Что касается музыки, я даже не знаю, как о ней говорить. Возможно, виной всему акустика или аппаратура. Возможно, мой слух чересчур избалован разными там Моцартами. Однако сочинение Ричарда Кочанте у меня ассоциируется исключительно с присловьем полководца Суворова: "Люблю музыку, особливо барабан". В партитуре Кочанте бас-барабан, несомненно, является ведущим инструментом. Когда к нему присоединяется бас-гитара, хочется только одного: немедленно оглохнуть.

Я понимаю, что я не вполне справедлив, что во мне говорит злость, но что же делать - разозлили! Благодушно усевшись в партере, я (как мне казалось) был готов ко всему - что я, дурных мюзиклов, что ли, не видел? Однако первая же песня долбанула по ушам со страшной силой: "Пришла пора соборов кафедра-аальных! " Ладно, думаю, с кем не бывает, что дальше? "Пришла пора событий грозных и фата-аальных! " - грозные и фатальные события терпеть уже было невозможно. Вынул блокнот, стал записывать.

"У нас над головой / Лишь небосвод сырой / Ни крыши, ни тепла / Все отняла судьба" - хорошо рифмуете, граждане!

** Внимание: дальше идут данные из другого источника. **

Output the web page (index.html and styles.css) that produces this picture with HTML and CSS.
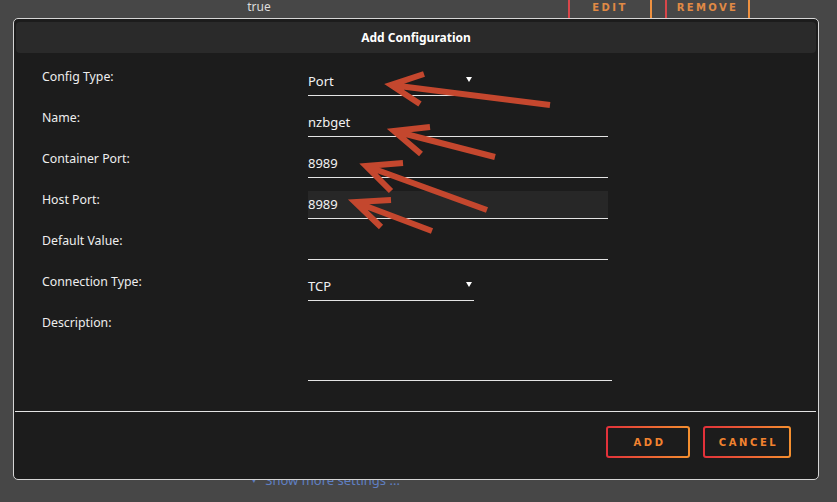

А дальше еще лучше: "Вот он, мой Нотр-Дам/ Здесь всегда хорошо / Здесь зимою тепло/ А летом свежо" - "Notre-Dame" натуральным образом расползается на три слога: "нотырдам". И еще, если угодно: "Боже правый, почему / Нету правды на земле / И все то, что я люблю, / Предназначено не мне? " - интересно, кто же это состряпал? Выясняется: Юлий Ким. То есть как - Ким? Тот самый? С годами можно растерять талант: это вещь печальная, но вполне обыкновенная. Однако вкус утратить почти что невозможно. Остается предположить, что графоманские пакости Ким сочинял нарочно. Тогда - зачем? Должно быть, ему показалось, что так надо. Нынешним попсовым виршеплетам даже рифма "кровь - любовь" представляется чересчур изысканной: они предпочитают рифмовать "меня - тебя" и "хочу - скажу". Видимо, старый добрый Ким решил, что приходит полный нотырдам, а стало быть, не грех немного подзаработать напоследок - не для себя, разумеется, для детей и внуков. Он ошибся дважды: во-первых, до полного нотырдама еще далеко и Вайнштейн, объявив свой спектакль "ГЛАВНОЙ ПРЕМЬЕРОЙ ГОДА", поторопился, а во-вторых, тексты, сочиненные Кимом, - это все равно грех.

Он его отмолит. Спектакль окупится и принесет прибыль. Гечмен-Вальдек и Вайнштейн придумают новый люмпен-мюзикл. Писать о нем я не буду, хоть зарежьте.